COMMEMORATIONS of the 35th anniversary of the Tiananmen Square massacre were abandoned in Hong Kong last week, as the National Security Law continued to suppress all protests.
China has long brutally suppressed any marking of the anniversary on the mainland, but that repression has now spread to Hong Kong, as had increasing restrictions on freedom of religion, charities warned.
Hundreds of protesters were killed on 4 June 1989, when police and armoured vehicles opened fire on a student-led democracy protest in the Square. All mention of the event is now taboo in China.
In Hong Kong, the Saturday before last, a Christian weekly newspaper published a blank front page in its latest edition in protest at the suppression of freedom of speech.
The weekly Christian Times wrote that it “can only respond to the current situation by turning paragraphs into blank squares and white space”, going on to say that society had become “restrictive”.
A vigil was also cancelled for the third year running by the Roman Catholic diocese of Hong Kong. Instead, it held a service at the end of May to pray for the Catholic Church in China, and the people of China, it said.
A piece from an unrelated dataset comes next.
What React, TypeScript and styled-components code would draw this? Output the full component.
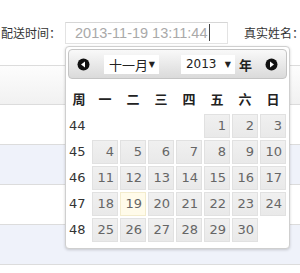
import styled, { createGlobalStyle } from "styled-components";

const GlobalStyle = createGlobalStyle`
  html, body {
    margin: 0;
    padding: 0;
    background: #fff;
    overflow: hidden;
  }
  body {
    font-family: "Noto Sans CJK SC", "Noto Sans", sans-serif;
    color: #333;
  }
`;

const Page = styled.div`
  position: relative;
  width: 300px;
  height: 273px;
  overflow: hidden;
`;

const FormRow = styled.div`
  display: flex;
  align-items: center;
  height: 65px;
  white-space: nowrap;
`;

const Label = styled.span<{ $width?: number }>`
  display: inline-block;
  flex-shrink: 0;
  width: ${(p) => (p.$width ? `${p.$width}px` : "auto")};
  padding-left: 1px;
  font-size: 12px;
  line-height: 16px;
  color: #333;
`;

const TextInput = styled.div`
  display: flex;
  flex-shrink: 0;
  align-items: center;
  box-sizing: border-box;
  width: 163px;
  height: 22px;
  margin-right: 15px;
  padding-left: 9px;
  border: 1px solid #e3e3e3;
  border-top-color: #d6d6d6;
  font-family: "Liberation Sans", Arial, sans-serif;
  font-size: 14.5px;
  color: #a9a9a9;
`;

const Caret = styled.span`
  display: inline-block;
  width: 1px;
  height: 17px;
  margin-left: 1px;
  background: #444;
`;

const Table = styled.div`
  display: flex;
  flex-direction: column;
`;

const Row = styled.div<{ $tone: "head" | "plain" | "blue" }>`
  height: ${(p) => (p.$tone === "head" ? 38 : 39)}px;
  border-bottom: 1px solid #dcdcdc;
  border-top: ${(p) => (p.$tone === "head" ? "1px solid #dcdcdc" : "none")};
  background: ${(p) =>
    p.$tone === "head"
      ? "linear-gradient(#fdfdfd, #f1f1f1)"
      : p.$tone === "blue"
      ? "#eff2fa"
      : "#fff"};
`;

const Popup = styled.div`
  position: absolute;
  left: 65px;
  top: 46px;
  box-sizing: border-box;
  width: 225px;
  height: 203px;
  padding: 2px;
  background: #fff;
  border: 1px solid #cfcfcf;
  border-radius: 4px;
  box-shadow: 0 1px 3px rgba(0, 0, 0, 0.18);
`;

const Header = styled.div`
  display: flex;
  align-items: center;
  box-sizing: border-box;
  height: 30px;
  padding: 0 8px 0 8px;
  border: 1px solid #c4c4c4;
  border-radius: 4px;
  background: linear-gradient(#f9f9f9, #dadada);
`;

const NavButton = styled.span<{ $gap: number }>`
  display: inline-flex;
  width: 13px;
  height: 13px;
  margin-right: ${(p) => p.$gap}px;
`;

const FakeSelect = styled.div<{ $width: number; $gap: number }>`
  display: flex;
  align-items: center;
  justify-content: space-between;
  box-sizing: border-box;
  width: ${(p) => p.$width}px;
  height: 19px;
  margin-right: ${(p) => p.$gap}px;
  padding: 0 4px 0 5px;
  background: #fff;
  font-size: 13px;
  color: #222;
`;

const YearText = styled.span`
  font-family: "DejaVu Sans", Verdana, sans-serif;
  font-size: 12px;
`;

const Caret2 = styled.span`
  font-size: 8px;
  color: #222;
  font-family: "DejaVu Sans", sans-serif;
`;

const YearLabel = styled.span`
  font-size: 13px;
  font-weight: bold;
  color: #222;
  margin-right: 13px;
`;

const Grid = styled.div`
  display: grid;
  grid-template-columns: 22px repeat(7, 26px);
  grid-template-rows: 28px repeat(5, 24px);
  column-gap: 2px;
  row-gap: 2px;
  margin-top: 5px;
`;

const WeekHead = styled.div`
  display: flex;
  align-items: center;
  justify-content: center;
  font-size: 13px;
  font-weight: bold;
  color: #222;
`;

const WeekNo = styled.div`
  padding-left: 1px;
  font-family: "DejaVu Sans", Verdana, sans-serif;
  font-size: 13px;
  line-height: 24px;
  color: #333;
`;

const Day = styled.div<{ $today?: boolean }>`
  box-sizing: border-box;
  padding-right: 3px;
  text-align: right;
  font-family: "DejaVu Sans", Verdana, sans-serif;
  font-size: 13px;
  line-height: 22px;
  color: #666;
  border: 1px solid ${(p) => (p.$today ? "#f3eccd" : "#e1e1e1")};
  background: ${(p) =>
    p.$today ? "#fffbea" : "linear-gradient(#f0f0f0, #e9e9e9)"};
`;

const Empty = styled.div``;

function Arrow({ dir }: { dir: "prev" | "next" }) {
  const tri = dir === "prev" ? "M8 3.5 L4 6.5 L8 9.5 Z" : "M5 3.5 L9 6.5 L5 9.5 Z";
  return (
    <svg width="13" height="13" viewBox="0 0 13 13">
      <circle cx="6.5" cy="6.5" r="6" fill="#111" />
      <path d={tri} fill="#fff" />
    </svg>
  );
}

const weekdays = ["周", "一", "二", "三", "四", "五", "六", "日"];

const weeks: { no: number; days: (number | null)[] }[] = [
  { no: 44, days: [null, null, null, null, 1, 2, 3] },
  { no: 45, days: [4, 5, 6, 7, 8, 9, 10] },
  { no: 46, days: [11, 12, 13, 14, 15, 16, 17] },
  { no: 47, days: [18, 19, 20, 21, 22, 23, 24] },
  { no: 48, days: [25, 26, 27, 28, 29, 30, null] },
];

export default function App() {
  return (
    <Page>
      <GlobalStyle />
      <FormRow>
        <Label $width={64}>配送时间：</Label>
        <TextInput>
          2013-11-19 13:11:44
          <Caret />
        </TextInput>
        <Label>真实姓名：</Label>
      </FormRow>
      <Table>
        <Row $tone="head" />
        <Row $tone="plain" />
        <Row $tone="blue" />
        <Row $tone="plain" />
        <Row $tone="blue" />
        <Row $tone="plain" />
      </Table>

      <Popup>
        <Header>
          <NavButton $gap={14}>
            <Arrow dir="prev" />
          </NavButton>
          <FakeSelect $width={57} $gap={22}>
            <span>十一月</span>
            <Caret2>▼</Caret2>
          </FakeSelect>
          <FakeSelect $width={56} $gap={4}>
            <YearText>2013</YearText>
            <Caret2>▼</Caret2>
          </FakeSelect>
          <YearLabel>年</YearLabel>
          <NavButton $gap={0}>
            <Arrow dir="next" />
          </NavButton>
        </Header>
        <Grid>
          {weekdays.map((w) => (
            <WeekHead key={w}>{w}</WeekHead>
          ))}
          {weeks.map((wk) => [
            <WeekNo key={`w${wk.no}`}>{wk.no}</WeekNo>,
            ...wk.days.map((d, i) =>
              d === null ? (
                <Empty key={`${wk.no}-${i}`} />
              ) : (
                <Day key={`${wk.no}-${i}`} $today={d === 19}>
                  {d}
                </Day>
              )
            ),
          ])}
        </Grid>
      </Popup>
    </Page>
  );
}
The RC Bishop of Hong Kong, Cardinal Stephen Chow, wrote a prayer, published in the diocesan newspaper, calling for forgiveness in the run-up to the anniversary. “What happened 35 years ago has left a deep wound in parts of our psyche, though it has been buried and scarred over. . .
“However, this does not mean I can forget what I saw and felt ever so deeply on that night and the following weeks. Even though my memories are no longer vivid, my heart has feelings that remain alive, particularly around this time of the year,” he wrote.
“My faith, nonetheless, prompts me to forgive whoever and whatever. Maybe it is through forgiveness that the different parties can move beyond finger pointing and the painful ‘I will never forgive’ mindset. With forgiveness already available, reconciliation and healing may stand a better chance of becoming a reality,” he said.
A carnival organised by pro-Beijing groups was held last week in a park that, for decades, was the site of a huge candlelit vigil marking the anniversary. Police officers were out in force.
The Associated Press reported that an elderly man was seen being taken away after holding up two handwritten posters. One read: “Remember 89! Mourn 64.”
Release International, which monitors Christian persecution, said that persecution in China is at its worst since the Cultural Revolution, and is spreading to Hong Kong.
New legislation passed in March could force Catholic priests to reveal any disclosures about “crimes of treason” shared in confession, it warned.
Bob Fu, who was a protester at Tiananmen and is a partner of Release International said: “For Catholics, this is supposed to guarantee absolute confidentiality between the priest and the confessor. If priests are forced to violate that, China will go down a very dangerous path towards persecution.”
A Protestant pastor, Garry Pang Moon-yuen, became the first Hong Kong clergyman to be convicted under the recent National Security Law. He was imprisoned in 2022 after being accused of preaching sedition.